Но, кроме того, со времени выказавшихся в войсках утомления и огромной убыли, происходивших от быстроты движения, еще другая причина представлялась Кутузову для замедления движения войск и для выжидания. Цель русских войск была – следование за французами. Путь французов был неизвестен, и потому, чем ближе следовали наши войска по пятам французов, тем больше они проходили расстояния. Только следуя в некотором расстоянии, можно было по кратчайшему пути перерезывать зигзаги, которые делали французы. Все искусные маневры, которые предлагали генералы, выражались в передвижениях войск, в увеличении переходов, а единственно разумная цель состояла в том, чтобы уменьшить эти переходы. И к этой цели во всю кампанию, от Москвы до Вильны, была направлена деятельность Кутузова – не случайно, не временно, но так последовательно, что он ни разу не изменил ей.
Кутузов знал не умом или наукой, а всем русским существом своим знал и чувствовал то, что чувствовал каждый русский солдат, что французы побеждены, что враги бегут и надо выпроводить их; но вместе с тем он чувствовал, заодно с солдатами, всю тяжесть этого, неслыханного по быстроте и времени года, похода.

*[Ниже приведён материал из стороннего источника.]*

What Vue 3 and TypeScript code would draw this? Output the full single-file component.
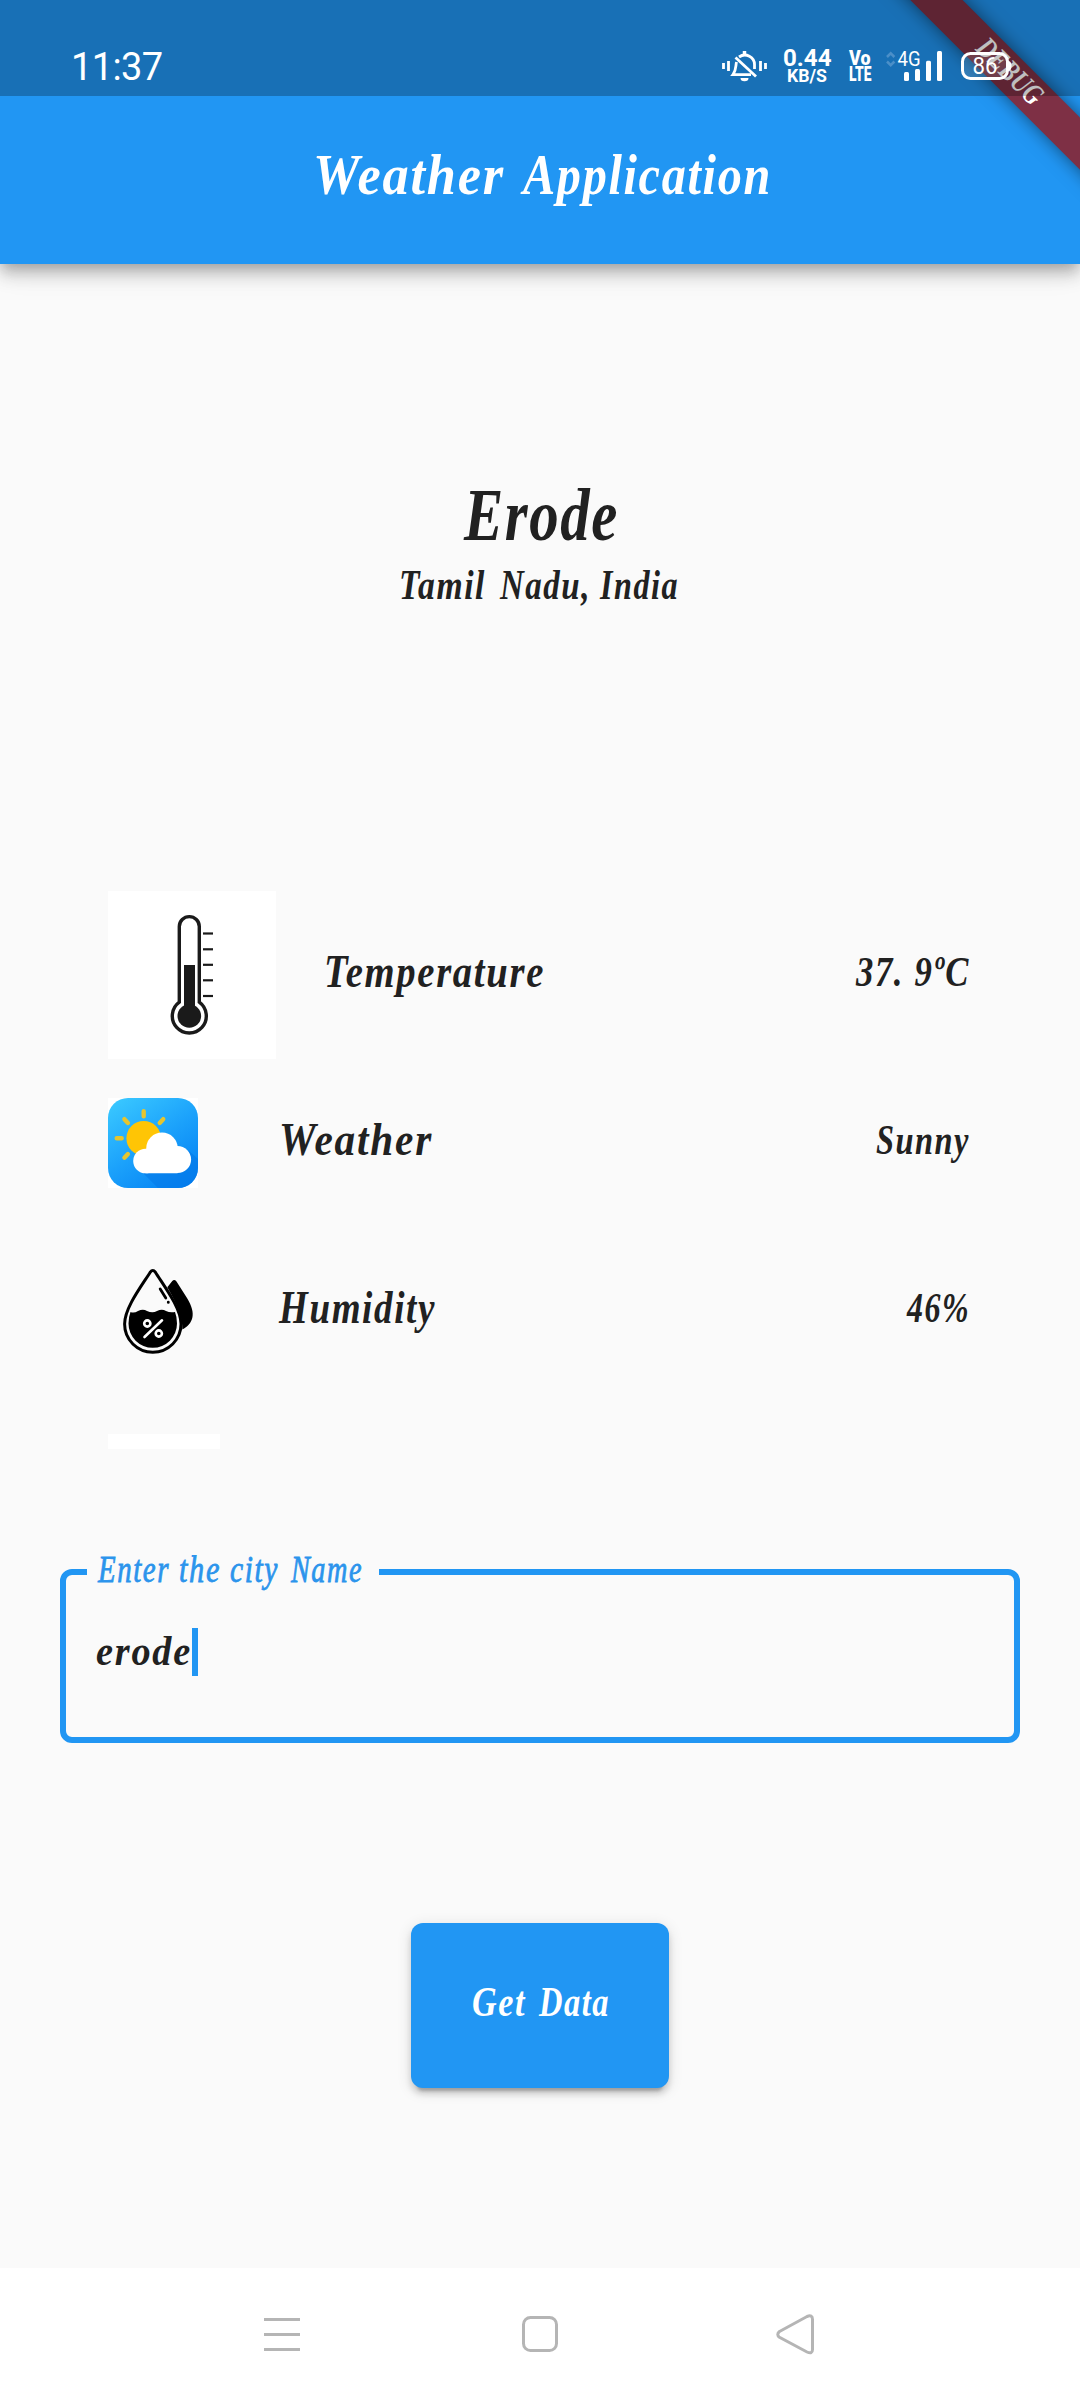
<script setup lang="ts">
interface Reading {
  kind: 'temperature' | 'weather' | 'humidity'
  label: string
  labelWidth: number
  value: string
  valueWidth: number
}

const readings: Reading[] = [
  { kind: 'temperature', label: 'Temperature', labelWidth: 221, value: '37. 9ºC', valueWidth: 114 },
  { kind: 'weather', label: 'Weather', labelWidth: 154, value: 'Sunny', valueWidth: 94 },
  { kind: 'humidity', label: 'Humidity', labelWidth: 157, value: '46%', valueWidth: 63 },
]
const tickMarks = [42.5, 58.3, 73.8, 89.3, 105]
const city = 'erode'
</script>

<template>
  <div class="screen">
    <header class="app-bar">
      <svg class="script title" width="460" height="60">
        <text x="3" y="46" textLength="192" lengthAdjust="spacingAndGlyphs">Weather</text>
        <text x="213" y="46" textLength="249" lengthAdjust="spacingAndGlyphs">Application</text>
      </svg>
    </header>

    <div class="banner-corner">
      <div class="banner">
        <svg class="script" width="80" height="36">
          <text x="1" y="26.500" textLength="81" lengthAdjust="spacingAndGlyphs">DEBUG</text>
        </svg>
      </div>
    </div>

    <div class="status-bar">
      <svg width="1080" height="96" viewBox="0 0 1080 96">
        <text class="clock" x="71" y="79.500" textLength="92">11:37</text>
        <g fill="none" stroke="#fff" stroke-width="2.800">
          <path d="M723.500 63v6M728.500 61v10M760.500 61v10M765.500 63v6" />
          <path d="M739 57C746 52 754.500 57.500 754.500 64.500V69M736.500 62C735.500 66 736.500 70 733 74.600H751" />
          <path d="M735.500 57.500L756 76.500" />
          <path d="M744.500 51v4" stroke-width="3.500" />
        </g>
        <path d="M740.500 78h8a4 3.200 0 0 1-8 0z" fill="#fff" />
        <text class="bold" font-size="23.500" x="783" y="65.700" textLength="48.500" lengthAdjust="spacingAndGlyphs">0.44</text>
        <text class="bold" font-size="17.500" x="787" y="82.300" textLength="40" lengthAdjust="spacingAndGlyphs">KB/S</text>
        <text class="bold heavy" font-size="19.500" x="849" y="65" textLength="21.500" lengthAdjust="spacingAndGlyphs">Vo</text>
        <text class="bold heavy" font-size="19.500" x="849" y="81" textLength="22.500" lengthAdjust="spacingAndGlyphs">LTE</text>
        <path d="M887 57l3.700-3.700 3.700 3.700M887 61.500l3.700 3.700 3.700-3.700" fill="none" stroke="#4b8fc8" stroke-width="2.500" />
        <text font-size="20.500" x="897.500" y="65.500" textLength="23" lengthAdjust="spacingAndGlyphs">4G</text>
        <g fill="#fff">
          <rect x="904" y="72" width="5" height="9" rx="1.500" />
          <rect x="915" y="69" width="5" height="12" rx="1.500" />
          <rect x="926" y="60.700" width="5" height="20.300" rx="1.500" />
          <rect x="937" y="51" width="5" height="30" rx="1.500" />
        </g>
        <rect x="962.500" y="53.500" width="45" height="25" rx="8" fill="#fff" fill-opacity="0.120" stroke="#fff" stroke-width="3" />
        <path d="M1009 61q2.500 1 2.500 5t-2.500 5z" fill="#fff" />
        <text font-size="23" x="972.500" y="73.500" textLength="25" lengthAdjust="spacingAndGlyphs">86</text>
      </svg>
    </div>

    <main class="body">
      <section class="place">
        <svg class="script city" width="155" height="70">
          <text x="1" y="55.500" textLength="155" lengthAdjust="spacingAndGlyphs">Erode</text>
        </svg>
        <svg class="script region" width="283" height="50">
          <text x="0" y="45" textLength="87" lengthAdjust="spacingAndGlyphs">Tamil</text>
          <text x="101" y="45" textLength="91" lengthAdjust="spacingAndGlyphs">Nadu,</text>
          <text x="201" y="45" textLength="79" lengthAdjust="spacingAndGlyphs">India</text>
        </svg>
      </section>

      <section class="readings">
        <div v-for="r in readings" :key="r.kind" class="row" :class="r.kind">
          <svg v-if="r.kind === 'temperature'" class="icon" width="168" height="168" viewBox="0 0 168 168">
            <rect width="168" height="168" fill="#fff" />
            <path d="M71.300 111.200V35.600a10 10 0 0 1 20 0V111.200a17 17 0 1 1-20 0z" fill="none" stroke="#1a1a1a" stroke-width="3.400" />
            <path d="M76 74h11v42H76z" fill="#1a1a1a" />
            <circle cx="81.300" cy="125" r="11.800" fill="#1a1a1a" />
            <path v-for="y in tickMarks" :key="y" :d="`M95 ${y}h10`" stroke="#1a1a1a" stroke-width="2.200" />
          </svg>
          <svg v-else-if="r.kind === 'weather'" class="icon" width="90" height="90" viewBox="0 0 90 90">
            <defs>
              <linearGradient id="sky" x1="0.150" y1="0" x2="0.850" y2="1">
                <stop offset="0" stop-color="#38c6ff" />
                <stop offset="0.500" stop-color="#1ba1fb" />
                <stop offset="1" stop-color="#0380f3" />
              </linearGradient>
              <clipPath id="tile"><rect width="90" height="90" rx="20" /></clipPath>
            </defs>
            <rect width="90" height="90" fill="#fff" />
            <g clip-path="url(#tile)">
              <rect width="90" height="90" fill="url(#sky)" />
              <path d="M33 73L50 90H90V61L81 53z" fill="#0579e8" opacity="0.600" />
              <circle cx="35.700" cy="40.300" r="17.300" fill="#ffc505" />
              <path d="M35.700 13.300v5M8.700 40.300h5M16.400 21.200l3.500 3.700M55.200 21.200l-3.500 3.700M16.400 59.700l3.500-3.700" stroke="#e5c52f" stroke-width="4.400" stroke-linecap="round" />
              <g fill="#fff">
                <circle cx="54" cy="50.400" r="15.800" />
                <circle cx="37.500" cy="63" r="12.300" />
                <circle cx="69.500" cy="61.500" r="13.600" />
                <path d="M37.500 56H69.500V75.200H37.500z" />
              </g>
            </g>
          </svg>
          <svg v-else class="icon" width="90" height="90" viewBox="0 0 90 90">
            <path d="M59.300 21.300L64.300 15Q66.300 13 68.500 15.500L79 32C89 48 85 58 74.300 63.500Q75 48 59.300 21.300z" />
            <path d="M42.200 6.200Q44.800 3 47.400 6.200C56 20 73 42 73 58A28.200 28.200 0 0 1 16.600 58C16.600 42 33.500 20 42.200 6.200z" fill="#fafafa" stroke="#000" stroke-width="3" />
            <path d="M22.500 46Q26 47.500 30 45Q35 42.500 39 45Q44.500 47.500 49 45Q54 42.500 58 45Q62 47 67 46Q69 51 69 57.500A24.200 24.200 0 0 1 20.500 57.500Q20.500 51 22.500 46z" />
            <path d="M52.200 23l5.600 9M60.300 36.200v.2" stroke="#000" stroke-width="2.800" stroke-linecap="round" />
            <g fill="none" stroke="#fff" stroke-width="2.600" stroke-linecap="round">
              <circle cx="39.300" cy="57.500" r="3.100" />
              <circle cx="50.800" cy="67.500" r="3.100" />
              <path d="M36.500 71L54 54.300" />
            </g>
          </svg>
          <svg class="script label" :width="r.labelWidth" height="60">
            <text x="0" y="41.500" :textLength="r.labelWidth" lengthAdjust="spacingAndGlyphs">{{ r.label }}</text>
          </svg>
          <svg class="script value" :width="r.valueWidth" height="60">
            <text x="0" y="40.500" :textLength="r.valueWidth" lengthAdjust="spacingAndGlyphs">{{ r.value }}</text>
          </svg>
        </div>
        <div class="row partial">
          <div class="blank-picture"></div>
        </div>
      </section>

      <fieldset class="field">
        <legend>
          <svg class="script caption" width="265" height="50">
            <text x="0" y="35" textLength="72" lengthAdjust="spacingAndGlyphs">Enter</text>
            <text x="81" y="35" textLength="42" lengthAdjust="spacingAndGlyphs">the</text>
            <text x="132" y="35" textLength="49" lengthAdjust="spacingAndGlyphs">city</text>
            <text x="193" y="35" textLength="72" lengthAdjust="spacingAndGlyphs">Name</text>
          </svg>
        </legend>
        <div class="entry">
          <svg class="script typed" width="96" height="48">
            <text x="0" y="36.500" textLength="96" lengthAdjust="spacingAndGlyphs">{{ city }}</text>
          </svg>
          <span class="caret"></span>
        </div>
      </fieldset>

      <button class="submit" type="button">
        <svg class="script" width="138" height="60">
          <text x="1" y="40" textLength="54" lengthAdjust="spacingAndGlyphs">Get</text>
          <text x="68" y="40" textLength="71" lengthAdjust="spacingAndGlyphs">Data</text>
        </svg>
      </button>
    </main>

    <nav class="nav-bar">
      <svg width="1080" height="132" viewBox="0 2268 1080 132" fill="none" stroke="#b5b5b5" stroke-width="3">
        <path d="M264 2319.400h36M264 2334.400h36M264 2349.400h36" />
        <rect x="523.500" y="2317.500" width="33" height="33" rx="7" />
        <path d="M779.500 2331.500L807 2316.500Q812.500 2314.200 812.500 2319.500V2349.500Q812.500 2354.500 807 2352L779.500 2337.300Q776 2334.400 779.500 2331.500z" />
      </svg>
    </nav>
  </div>
</template>

<style>
body {
  margin: 0;
}
</style>

<style scoped>
.screen {
  position: relative;
  width: 1080px;
  height: 2400px;
  display: flex;
  flex-direction: column;
  overflow: hidden;
  background: #fafafa;
}
svg {
  display: block;
  flex: none;
}
.script {
  overflow: visible;
  fill: #212121;
  font-family: "Liberation Serif", serif;
  font-weight: 700;
  font-style: italic;
  letter-spacing: 2px;
}
.app-bar {
  flex: none;
  height: 264px;
  box-sizing: border-box;
  padding-top: 148px;
  display: flex;
  justify-content: center;
  background: #2196f3;
  box-shadow: 0 6px 12px -3px rgba(0, 0, 0, 0.2), 0 12px 15px rgba(0, 0, 0, 0.14), 0 3px 30px rgba(0, 0, 0, 0.12);
}
.title {
  fill: #fff;
  font-size: 58px;
}
.banner-corner {
  position: absolute;
  top: 0;
  right: 0;
  width: 260px;
  height: 260px;
  overflow: hidden;
}
.banner {
  position: absolute;
  left: 38px;
  top: 53px;
  width: 300px;
  height: 36.5px;
  display: flex;
  justify-content: center;
  background: #7e3045;
  box-shadow: 0 0 18px rgba(0, 0, 0, 0.5);
  transform: rotate(45deg);
}
.banner .script {
  fill: #fff;
  font-size: 30px;
  letter-spacing: 0;
}
.status-bar {
  position: absolute;
  top: 0;
  left: 0;
  background: rgba(0, 0, 0, 0.25);
}
.status-bar text {
  fill: #fff;
  font-family: Roboto, sans-serif;
}
.status-bar .clock {
  font-size: 38px;
}
.status-bar .bold {
  font-weight: 700;
}
.status-bar .heavy {
  font-weight: 900;
}
.body {
  flex: none;
  height: 2004px;
  display: flex;
  flex-direction: column;
  align-items: center;
}
.place {
  flex: none;
  height: 627px;
  box-sizing: border-box;
  padding-top: 220px;
  display: flex;
  flex-direction: column;
  align-items: center;
}
.city {
  font-size: 74px;
}
.region {
  font-size: 43px;
}
.readings {
  flex: none;
  width: 864px;
  height: 558px;
  padding: 0 40px;
  overflow: hidden;
}
.row {
  height: 168px;
  display: flex;
  align-items: center;
}
.label {
  font-size: 46px;
  margin-left: 81px;
}
.temperature .label {
  margin-left: 48px;
}
.value {
  font-size: 43px;
  margin-left: auto;
  margin-right: 2px;
}
.blank-picture {
  width: 112px;
  height: 90px;
  background: #fff;
}
.field {
  flex: none;
  width: 960px;
  height: 196px;
  box-sizing: border-box;
  margin: 98px 0 0;
  padding: 0 30px;
  border: 6px solid #2196f3;
  border-radius: 12px;
}
.field legend {
  margin-left: -9px;
  padding: 0 16px 0 11px;
}
.caption {
  fill: #2b94ec;
  stroke: #2b94ec;
  stroke-width: 0.8px;
  font-size: 37px;
  font-weight: 400;
}
.entry {
  display: flex;
  align-items: center;
  padding-top: 31px;
}
.typed {
  font-size: 43px;
}
.caret {
  width: 6px;
  height: 48px;
  background: #2196f3;
}
.submit {
  flex: none;
  width: 258px;
  height: 165px;
  margin-top: 180px;
  padding: 0;
  border: 0;
  border-radius: 12px;
  display: flex;
  align-items: center;
  justify-content: center;
  background: #2196f3;
  box-shadow: 0 9px 3px -6px rgba(0, 0, 0, 0.2), 0 6px 6px rgba(0, 0, 0, 0.14), 0 3px 15px rgba(0, 0, 0, 0.12);
}
.submit .script {
  fill: #fff;
  font-size: 43px;
}
.nav-bar {
  flex: none;
  height: 132px;
  background: #fff;
}
</style>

Но генералам, в особенности не русским, желавшим отличиться, удивить кого то, забрать в плен для чего то какого нибудь герцога или короля, – генералам этим казалось теперь, когда всякое сражение было и гадко и бессмысленно, им казалось, что теперь то самое время давать сражения и побеждать кого то. Кутузов только пожимал плечами, когда ему один за другим представляли проекты маневров с теми дурно обутыми, без полушубков, полуголодными солдатами, которые в один месяц, без сражений, растаяли до половины и с которыми, при наилучших условиях продолжающегося бегства, надо было пройти до границы пространство больше того, которое было пройдено.